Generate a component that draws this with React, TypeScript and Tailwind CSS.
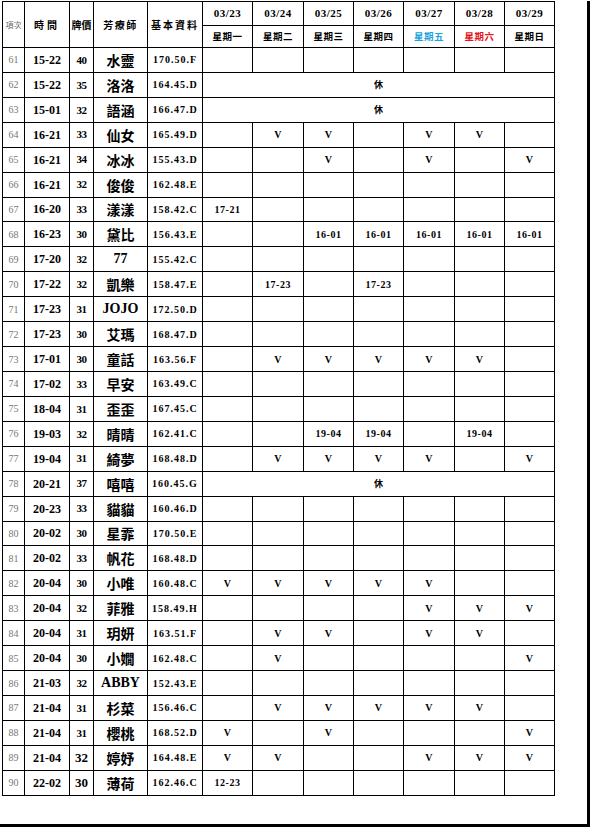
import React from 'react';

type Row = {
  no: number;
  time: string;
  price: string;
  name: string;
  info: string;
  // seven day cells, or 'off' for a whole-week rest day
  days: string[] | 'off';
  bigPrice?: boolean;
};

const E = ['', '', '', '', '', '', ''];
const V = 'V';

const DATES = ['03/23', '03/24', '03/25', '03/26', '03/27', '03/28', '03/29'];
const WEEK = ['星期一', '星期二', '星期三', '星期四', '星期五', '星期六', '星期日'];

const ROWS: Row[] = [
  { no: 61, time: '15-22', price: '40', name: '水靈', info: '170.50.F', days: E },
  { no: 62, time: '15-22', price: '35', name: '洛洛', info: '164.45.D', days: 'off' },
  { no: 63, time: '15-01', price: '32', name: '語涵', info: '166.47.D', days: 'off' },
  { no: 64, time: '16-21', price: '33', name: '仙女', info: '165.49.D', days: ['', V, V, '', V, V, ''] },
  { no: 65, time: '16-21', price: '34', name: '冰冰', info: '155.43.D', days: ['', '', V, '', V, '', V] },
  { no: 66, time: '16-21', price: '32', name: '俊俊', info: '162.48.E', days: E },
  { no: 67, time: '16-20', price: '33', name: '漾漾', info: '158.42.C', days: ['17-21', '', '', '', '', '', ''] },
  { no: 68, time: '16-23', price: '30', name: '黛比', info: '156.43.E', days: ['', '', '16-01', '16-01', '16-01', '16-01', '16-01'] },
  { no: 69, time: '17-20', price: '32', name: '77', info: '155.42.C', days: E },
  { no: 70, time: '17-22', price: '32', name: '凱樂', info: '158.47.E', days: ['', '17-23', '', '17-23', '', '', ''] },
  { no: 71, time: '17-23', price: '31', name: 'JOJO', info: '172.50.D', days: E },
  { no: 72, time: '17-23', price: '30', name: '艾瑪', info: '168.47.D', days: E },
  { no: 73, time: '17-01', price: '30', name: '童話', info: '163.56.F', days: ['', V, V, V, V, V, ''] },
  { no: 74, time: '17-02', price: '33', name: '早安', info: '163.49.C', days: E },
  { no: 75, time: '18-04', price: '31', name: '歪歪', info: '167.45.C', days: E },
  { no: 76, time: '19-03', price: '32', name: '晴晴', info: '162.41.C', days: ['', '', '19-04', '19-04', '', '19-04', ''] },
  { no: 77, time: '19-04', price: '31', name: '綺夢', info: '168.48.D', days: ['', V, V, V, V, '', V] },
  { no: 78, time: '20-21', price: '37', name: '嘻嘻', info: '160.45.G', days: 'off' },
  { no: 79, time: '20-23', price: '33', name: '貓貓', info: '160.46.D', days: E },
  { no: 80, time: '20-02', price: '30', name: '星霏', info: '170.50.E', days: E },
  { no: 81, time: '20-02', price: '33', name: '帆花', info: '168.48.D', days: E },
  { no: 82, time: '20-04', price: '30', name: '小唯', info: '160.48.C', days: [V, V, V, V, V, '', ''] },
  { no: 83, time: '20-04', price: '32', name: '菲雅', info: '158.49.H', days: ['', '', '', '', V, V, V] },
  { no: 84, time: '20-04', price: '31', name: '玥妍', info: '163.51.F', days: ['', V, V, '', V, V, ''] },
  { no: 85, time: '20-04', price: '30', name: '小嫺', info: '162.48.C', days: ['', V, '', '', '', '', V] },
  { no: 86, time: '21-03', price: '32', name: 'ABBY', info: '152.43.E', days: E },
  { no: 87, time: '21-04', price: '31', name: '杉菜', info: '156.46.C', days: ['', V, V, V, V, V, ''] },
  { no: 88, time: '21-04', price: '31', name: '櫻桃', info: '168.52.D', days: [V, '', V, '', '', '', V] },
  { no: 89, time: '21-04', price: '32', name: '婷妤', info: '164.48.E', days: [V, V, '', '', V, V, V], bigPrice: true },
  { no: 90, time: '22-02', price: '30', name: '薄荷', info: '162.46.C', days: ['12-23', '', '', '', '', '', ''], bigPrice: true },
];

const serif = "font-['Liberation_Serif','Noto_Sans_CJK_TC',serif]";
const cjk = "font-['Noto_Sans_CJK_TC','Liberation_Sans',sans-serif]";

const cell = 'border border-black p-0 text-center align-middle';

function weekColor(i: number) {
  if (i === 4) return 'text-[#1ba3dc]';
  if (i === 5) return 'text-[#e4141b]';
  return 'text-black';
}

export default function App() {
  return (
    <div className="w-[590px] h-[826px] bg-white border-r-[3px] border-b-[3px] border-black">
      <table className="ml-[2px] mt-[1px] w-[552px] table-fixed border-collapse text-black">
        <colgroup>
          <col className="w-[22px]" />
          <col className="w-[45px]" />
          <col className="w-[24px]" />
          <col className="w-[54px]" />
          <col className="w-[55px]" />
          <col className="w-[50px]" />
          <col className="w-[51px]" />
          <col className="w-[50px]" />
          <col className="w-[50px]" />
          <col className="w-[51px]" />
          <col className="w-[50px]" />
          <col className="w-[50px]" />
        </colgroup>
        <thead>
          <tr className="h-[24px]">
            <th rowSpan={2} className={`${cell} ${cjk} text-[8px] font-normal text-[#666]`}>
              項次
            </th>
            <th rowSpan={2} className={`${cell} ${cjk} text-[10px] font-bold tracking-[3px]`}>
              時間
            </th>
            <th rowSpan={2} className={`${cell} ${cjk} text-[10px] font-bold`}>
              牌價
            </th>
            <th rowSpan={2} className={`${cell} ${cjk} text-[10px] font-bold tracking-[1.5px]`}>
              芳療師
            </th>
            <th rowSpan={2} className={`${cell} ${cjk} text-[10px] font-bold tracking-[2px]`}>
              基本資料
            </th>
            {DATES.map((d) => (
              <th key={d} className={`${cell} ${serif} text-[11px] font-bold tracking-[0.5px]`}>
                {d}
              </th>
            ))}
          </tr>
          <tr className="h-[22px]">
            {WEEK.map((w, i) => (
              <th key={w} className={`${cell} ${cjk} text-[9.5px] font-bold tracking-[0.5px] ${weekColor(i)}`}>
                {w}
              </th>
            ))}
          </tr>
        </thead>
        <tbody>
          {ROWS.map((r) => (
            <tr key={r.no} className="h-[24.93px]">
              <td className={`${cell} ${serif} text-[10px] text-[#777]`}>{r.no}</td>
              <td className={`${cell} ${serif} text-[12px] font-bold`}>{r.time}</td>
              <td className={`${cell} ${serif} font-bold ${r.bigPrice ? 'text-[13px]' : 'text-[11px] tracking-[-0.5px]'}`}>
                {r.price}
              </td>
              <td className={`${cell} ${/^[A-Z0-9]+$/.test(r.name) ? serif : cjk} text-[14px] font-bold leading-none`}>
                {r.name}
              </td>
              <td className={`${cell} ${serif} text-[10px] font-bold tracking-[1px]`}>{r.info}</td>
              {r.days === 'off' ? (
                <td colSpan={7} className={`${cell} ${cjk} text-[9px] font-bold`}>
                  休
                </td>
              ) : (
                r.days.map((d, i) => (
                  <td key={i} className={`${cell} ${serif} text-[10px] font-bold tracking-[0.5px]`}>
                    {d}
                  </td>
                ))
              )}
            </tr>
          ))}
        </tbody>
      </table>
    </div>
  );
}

* * *

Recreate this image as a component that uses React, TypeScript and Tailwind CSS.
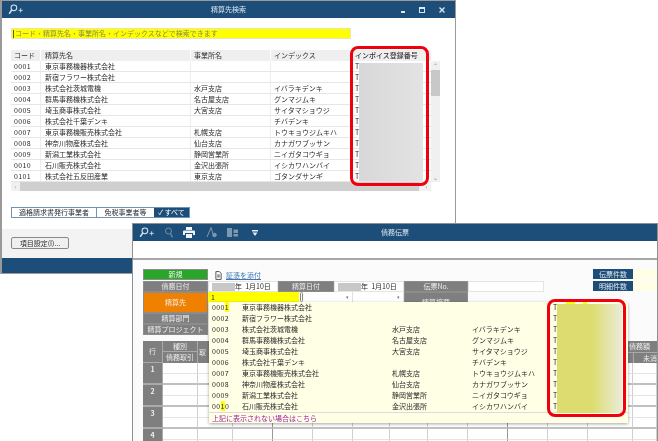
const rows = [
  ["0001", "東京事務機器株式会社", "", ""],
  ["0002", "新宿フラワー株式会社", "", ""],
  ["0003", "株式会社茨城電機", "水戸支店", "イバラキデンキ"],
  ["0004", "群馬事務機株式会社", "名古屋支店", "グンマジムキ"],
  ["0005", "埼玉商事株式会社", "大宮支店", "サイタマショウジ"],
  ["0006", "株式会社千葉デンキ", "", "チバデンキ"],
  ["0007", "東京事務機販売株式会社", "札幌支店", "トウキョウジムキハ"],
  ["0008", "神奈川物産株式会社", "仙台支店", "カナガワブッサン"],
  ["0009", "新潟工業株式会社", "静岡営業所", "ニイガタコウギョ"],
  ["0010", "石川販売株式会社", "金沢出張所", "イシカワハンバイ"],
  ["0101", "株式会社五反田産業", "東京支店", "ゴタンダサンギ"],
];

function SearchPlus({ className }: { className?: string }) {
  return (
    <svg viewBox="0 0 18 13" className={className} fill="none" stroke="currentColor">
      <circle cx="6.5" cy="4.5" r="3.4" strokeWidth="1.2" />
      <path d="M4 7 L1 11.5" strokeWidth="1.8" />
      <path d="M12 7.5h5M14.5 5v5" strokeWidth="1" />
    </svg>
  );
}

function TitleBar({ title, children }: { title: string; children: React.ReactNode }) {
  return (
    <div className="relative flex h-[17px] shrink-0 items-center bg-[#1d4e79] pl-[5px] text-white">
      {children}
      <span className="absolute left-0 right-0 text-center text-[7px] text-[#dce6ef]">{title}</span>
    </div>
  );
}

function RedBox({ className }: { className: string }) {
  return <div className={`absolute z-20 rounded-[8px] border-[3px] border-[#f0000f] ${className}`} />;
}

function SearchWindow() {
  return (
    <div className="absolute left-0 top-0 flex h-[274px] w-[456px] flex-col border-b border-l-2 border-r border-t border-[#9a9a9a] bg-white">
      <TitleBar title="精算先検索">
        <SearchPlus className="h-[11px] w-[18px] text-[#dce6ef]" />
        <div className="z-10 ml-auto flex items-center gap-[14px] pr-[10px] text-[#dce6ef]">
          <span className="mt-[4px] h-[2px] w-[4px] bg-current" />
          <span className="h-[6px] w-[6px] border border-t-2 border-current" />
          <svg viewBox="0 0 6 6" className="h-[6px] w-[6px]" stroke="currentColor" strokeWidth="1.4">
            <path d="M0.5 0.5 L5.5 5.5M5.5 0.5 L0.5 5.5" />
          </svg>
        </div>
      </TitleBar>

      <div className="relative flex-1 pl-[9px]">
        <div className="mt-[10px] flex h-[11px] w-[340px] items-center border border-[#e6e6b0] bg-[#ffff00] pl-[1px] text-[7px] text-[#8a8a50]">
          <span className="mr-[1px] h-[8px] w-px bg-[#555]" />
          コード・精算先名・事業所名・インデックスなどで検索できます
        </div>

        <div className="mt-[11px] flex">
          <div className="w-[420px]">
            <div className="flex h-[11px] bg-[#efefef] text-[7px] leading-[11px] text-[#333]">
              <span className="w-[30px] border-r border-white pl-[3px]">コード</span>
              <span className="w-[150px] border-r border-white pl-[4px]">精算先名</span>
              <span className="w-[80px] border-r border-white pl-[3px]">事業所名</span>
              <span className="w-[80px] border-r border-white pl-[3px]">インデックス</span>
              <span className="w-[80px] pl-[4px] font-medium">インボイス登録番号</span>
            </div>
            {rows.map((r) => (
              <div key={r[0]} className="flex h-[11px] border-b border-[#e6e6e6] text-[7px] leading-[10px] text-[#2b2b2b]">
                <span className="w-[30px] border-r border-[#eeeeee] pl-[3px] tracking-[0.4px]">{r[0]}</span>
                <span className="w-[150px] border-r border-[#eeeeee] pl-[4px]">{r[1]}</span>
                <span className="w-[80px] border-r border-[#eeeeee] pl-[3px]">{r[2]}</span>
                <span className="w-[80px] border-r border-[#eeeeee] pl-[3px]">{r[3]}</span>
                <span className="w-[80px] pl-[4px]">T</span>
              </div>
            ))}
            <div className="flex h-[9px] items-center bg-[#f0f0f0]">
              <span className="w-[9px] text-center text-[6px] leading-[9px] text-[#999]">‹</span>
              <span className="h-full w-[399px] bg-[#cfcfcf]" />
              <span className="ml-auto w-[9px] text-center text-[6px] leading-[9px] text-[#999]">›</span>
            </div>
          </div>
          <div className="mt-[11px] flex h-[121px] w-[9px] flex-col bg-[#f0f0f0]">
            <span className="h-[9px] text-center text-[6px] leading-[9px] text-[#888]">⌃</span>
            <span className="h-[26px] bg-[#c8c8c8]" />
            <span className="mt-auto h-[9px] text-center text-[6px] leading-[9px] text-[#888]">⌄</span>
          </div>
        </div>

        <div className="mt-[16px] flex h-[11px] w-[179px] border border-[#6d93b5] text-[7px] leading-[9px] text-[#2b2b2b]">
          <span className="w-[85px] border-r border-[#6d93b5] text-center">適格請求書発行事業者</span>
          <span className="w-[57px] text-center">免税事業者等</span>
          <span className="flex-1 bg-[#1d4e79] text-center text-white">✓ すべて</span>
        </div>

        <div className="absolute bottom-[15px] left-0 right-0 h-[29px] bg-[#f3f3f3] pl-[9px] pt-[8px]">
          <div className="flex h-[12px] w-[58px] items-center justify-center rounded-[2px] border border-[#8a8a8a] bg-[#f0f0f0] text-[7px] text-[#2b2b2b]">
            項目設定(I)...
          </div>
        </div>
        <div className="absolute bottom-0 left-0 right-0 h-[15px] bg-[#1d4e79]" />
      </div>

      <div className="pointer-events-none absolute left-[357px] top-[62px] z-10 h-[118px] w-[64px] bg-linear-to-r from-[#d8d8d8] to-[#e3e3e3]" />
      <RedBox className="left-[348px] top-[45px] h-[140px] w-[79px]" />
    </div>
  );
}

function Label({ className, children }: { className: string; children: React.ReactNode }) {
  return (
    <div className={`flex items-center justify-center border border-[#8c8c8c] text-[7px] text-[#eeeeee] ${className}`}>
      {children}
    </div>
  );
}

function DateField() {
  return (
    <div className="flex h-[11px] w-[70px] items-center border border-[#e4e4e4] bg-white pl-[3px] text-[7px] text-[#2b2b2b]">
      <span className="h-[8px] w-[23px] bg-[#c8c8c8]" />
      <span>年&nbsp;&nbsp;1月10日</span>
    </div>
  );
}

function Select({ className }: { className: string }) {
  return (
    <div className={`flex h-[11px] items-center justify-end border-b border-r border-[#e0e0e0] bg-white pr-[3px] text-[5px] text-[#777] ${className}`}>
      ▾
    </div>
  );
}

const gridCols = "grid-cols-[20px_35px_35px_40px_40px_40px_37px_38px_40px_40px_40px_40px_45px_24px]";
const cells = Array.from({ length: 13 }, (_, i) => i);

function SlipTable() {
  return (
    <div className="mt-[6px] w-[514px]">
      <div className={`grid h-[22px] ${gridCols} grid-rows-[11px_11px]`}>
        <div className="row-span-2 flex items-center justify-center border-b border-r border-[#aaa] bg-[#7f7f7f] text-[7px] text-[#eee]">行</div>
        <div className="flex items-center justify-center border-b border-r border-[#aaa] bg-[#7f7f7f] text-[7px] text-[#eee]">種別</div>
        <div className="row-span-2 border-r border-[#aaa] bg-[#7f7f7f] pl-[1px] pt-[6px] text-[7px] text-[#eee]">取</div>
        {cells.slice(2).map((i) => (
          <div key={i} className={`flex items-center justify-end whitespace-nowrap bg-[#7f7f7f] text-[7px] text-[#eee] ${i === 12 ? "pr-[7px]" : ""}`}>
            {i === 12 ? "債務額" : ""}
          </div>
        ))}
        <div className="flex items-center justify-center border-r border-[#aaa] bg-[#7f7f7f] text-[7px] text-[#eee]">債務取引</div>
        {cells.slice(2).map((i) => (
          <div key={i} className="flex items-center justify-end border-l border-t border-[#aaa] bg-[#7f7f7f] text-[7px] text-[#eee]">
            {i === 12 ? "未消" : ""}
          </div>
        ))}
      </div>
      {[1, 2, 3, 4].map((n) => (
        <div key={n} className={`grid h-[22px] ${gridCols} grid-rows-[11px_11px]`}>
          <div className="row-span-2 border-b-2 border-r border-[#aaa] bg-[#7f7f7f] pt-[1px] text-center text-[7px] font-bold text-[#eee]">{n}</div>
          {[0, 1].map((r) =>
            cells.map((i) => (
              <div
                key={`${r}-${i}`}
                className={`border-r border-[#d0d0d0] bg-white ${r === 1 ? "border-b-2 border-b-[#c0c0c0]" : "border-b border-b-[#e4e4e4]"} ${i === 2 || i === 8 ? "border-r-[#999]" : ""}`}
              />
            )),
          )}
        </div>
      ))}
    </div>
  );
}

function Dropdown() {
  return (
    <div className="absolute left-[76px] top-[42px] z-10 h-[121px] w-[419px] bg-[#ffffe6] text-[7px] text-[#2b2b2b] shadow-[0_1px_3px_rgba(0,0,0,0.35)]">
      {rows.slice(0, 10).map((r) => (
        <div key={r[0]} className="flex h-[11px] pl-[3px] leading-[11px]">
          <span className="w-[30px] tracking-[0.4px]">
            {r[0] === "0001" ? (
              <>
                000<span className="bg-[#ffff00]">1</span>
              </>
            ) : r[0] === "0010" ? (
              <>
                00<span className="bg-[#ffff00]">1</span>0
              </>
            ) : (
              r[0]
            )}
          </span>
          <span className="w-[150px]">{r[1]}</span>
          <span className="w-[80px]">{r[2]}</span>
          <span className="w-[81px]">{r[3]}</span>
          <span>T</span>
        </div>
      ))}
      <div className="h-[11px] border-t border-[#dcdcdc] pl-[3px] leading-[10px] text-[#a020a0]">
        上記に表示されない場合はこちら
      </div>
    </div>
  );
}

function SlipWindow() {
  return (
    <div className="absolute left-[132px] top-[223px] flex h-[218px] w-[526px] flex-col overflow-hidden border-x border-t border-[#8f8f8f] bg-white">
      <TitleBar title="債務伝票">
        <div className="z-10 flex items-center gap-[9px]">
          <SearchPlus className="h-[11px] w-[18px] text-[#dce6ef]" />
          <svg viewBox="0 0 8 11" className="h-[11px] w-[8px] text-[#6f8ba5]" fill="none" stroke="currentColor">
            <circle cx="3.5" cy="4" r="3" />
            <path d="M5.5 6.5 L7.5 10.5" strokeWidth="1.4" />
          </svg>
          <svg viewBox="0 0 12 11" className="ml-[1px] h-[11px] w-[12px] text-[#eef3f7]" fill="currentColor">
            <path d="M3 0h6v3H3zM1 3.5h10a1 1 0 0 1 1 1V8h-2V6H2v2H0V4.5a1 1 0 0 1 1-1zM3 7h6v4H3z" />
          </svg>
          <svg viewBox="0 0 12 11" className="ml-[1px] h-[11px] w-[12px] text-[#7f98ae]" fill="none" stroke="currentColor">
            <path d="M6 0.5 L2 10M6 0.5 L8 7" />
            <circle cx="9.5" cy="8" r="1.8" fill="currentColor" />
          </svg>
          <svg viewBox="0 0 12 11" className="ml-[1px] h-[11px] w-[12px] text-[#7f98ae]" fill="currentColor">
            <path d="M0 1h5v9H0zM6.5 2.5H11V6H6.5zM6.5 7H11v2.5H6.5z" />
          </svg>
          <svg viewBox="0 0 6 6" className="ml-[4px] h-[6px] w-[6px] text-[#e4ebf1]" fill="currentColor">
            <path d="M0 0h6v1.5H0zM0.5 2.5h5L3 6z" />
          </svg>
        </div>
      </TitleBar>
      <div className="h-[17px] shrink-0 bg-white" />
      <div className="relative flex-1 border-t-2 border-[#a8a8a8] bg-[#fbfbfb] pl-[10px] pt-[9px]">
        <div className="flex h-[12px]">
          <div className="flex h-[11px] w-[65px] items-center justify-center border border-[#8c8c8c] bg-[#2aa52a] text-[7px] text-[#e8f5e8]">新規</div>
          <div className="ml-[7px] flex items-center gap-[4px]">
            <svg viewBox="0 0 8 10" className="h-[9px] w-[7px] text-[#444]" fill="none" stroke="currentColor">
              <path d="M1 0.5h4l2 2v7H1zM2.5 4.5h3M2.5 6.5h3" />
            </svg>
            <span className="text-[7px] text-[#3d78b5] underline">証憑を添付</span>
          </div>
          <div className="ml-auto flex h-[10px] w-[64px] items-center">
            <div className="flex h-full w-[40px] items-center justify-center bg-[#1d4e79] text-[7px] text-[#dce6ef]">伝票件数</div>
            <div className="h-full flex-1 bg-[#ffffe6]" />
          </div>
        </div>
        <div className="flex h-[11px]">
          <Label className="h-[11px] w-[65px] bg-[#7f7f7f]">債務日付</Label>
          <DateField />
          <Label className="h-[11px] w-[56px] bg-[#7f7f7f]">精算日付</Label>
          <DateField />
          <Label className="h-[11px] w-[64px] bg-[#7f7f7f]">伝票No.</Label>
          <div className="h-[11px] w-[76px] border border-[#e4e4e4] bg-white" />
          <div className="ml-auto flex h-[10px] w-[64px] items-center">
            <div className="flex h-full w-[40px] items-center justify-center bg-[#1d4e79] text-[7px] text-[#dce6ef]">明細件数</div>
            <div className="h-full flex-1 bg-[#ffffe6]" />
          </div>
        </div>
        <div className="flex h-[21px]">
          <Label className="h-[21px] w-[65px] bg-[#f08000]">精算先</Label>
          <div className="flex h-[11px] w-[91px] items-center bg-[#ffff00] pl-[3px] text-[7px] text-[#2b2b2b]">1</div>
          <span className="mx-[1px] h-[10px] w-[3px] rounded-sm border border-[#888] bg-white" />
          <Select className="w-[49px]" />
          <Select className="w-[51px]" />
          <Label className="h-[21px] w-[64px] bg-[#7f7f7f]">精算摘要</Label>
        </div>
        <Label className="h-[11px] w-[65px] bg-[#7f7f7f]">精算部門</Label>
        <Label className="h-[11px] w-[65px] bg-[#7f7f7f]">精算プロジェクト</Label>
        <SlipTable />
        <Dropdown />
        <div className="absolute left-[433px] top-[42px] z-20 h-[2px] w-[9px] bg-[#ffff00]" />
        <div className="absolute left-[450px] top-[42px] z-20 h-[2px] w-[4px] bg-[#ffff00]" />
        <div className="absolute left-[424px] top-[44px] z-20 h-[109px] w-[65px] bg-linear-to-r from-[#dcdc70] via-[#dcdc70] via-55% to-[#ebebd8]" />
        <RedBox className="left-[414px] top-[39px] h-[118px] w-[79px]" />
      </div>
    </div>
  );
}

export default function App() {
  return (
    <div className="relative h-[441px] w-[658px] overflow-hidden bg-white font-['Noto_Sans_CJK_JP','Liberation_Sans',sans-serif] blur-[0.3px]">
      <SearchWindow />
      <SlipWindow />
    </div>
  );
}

> _DO THIS_: Using the data above, print only the lines starting at the one with "Generate a component" and ending at the one with "const WEEK = ['星期一', '星期二', '星期三', '星期四', '星期五', '星期六', '星期日'];", exactly as they stand, minus the pictures.

> _EXERCISE RESULT_:
Generate a component that draws this with React, TypeScript and Tailwind CSS.
import React from 'react';

type Row = {
  no: number;
  time: string;
  price: string;
  name: string;
  info: string;
  // seven day cells, or 'off' for a whole-week rest day
  days: string[] | 'off';
  bigPrice?: boolean;
};

const E = ['', '', '', '', '', '', ''];
const V = 'V';

const DATES = ['03/23', '03/24', '03/25', '03/26', '03/27', '03/28', '03/29'];
const WEEK = ['星期一', '星期二', '星期三', '星期四', '星期五', '星期六', '星期日'];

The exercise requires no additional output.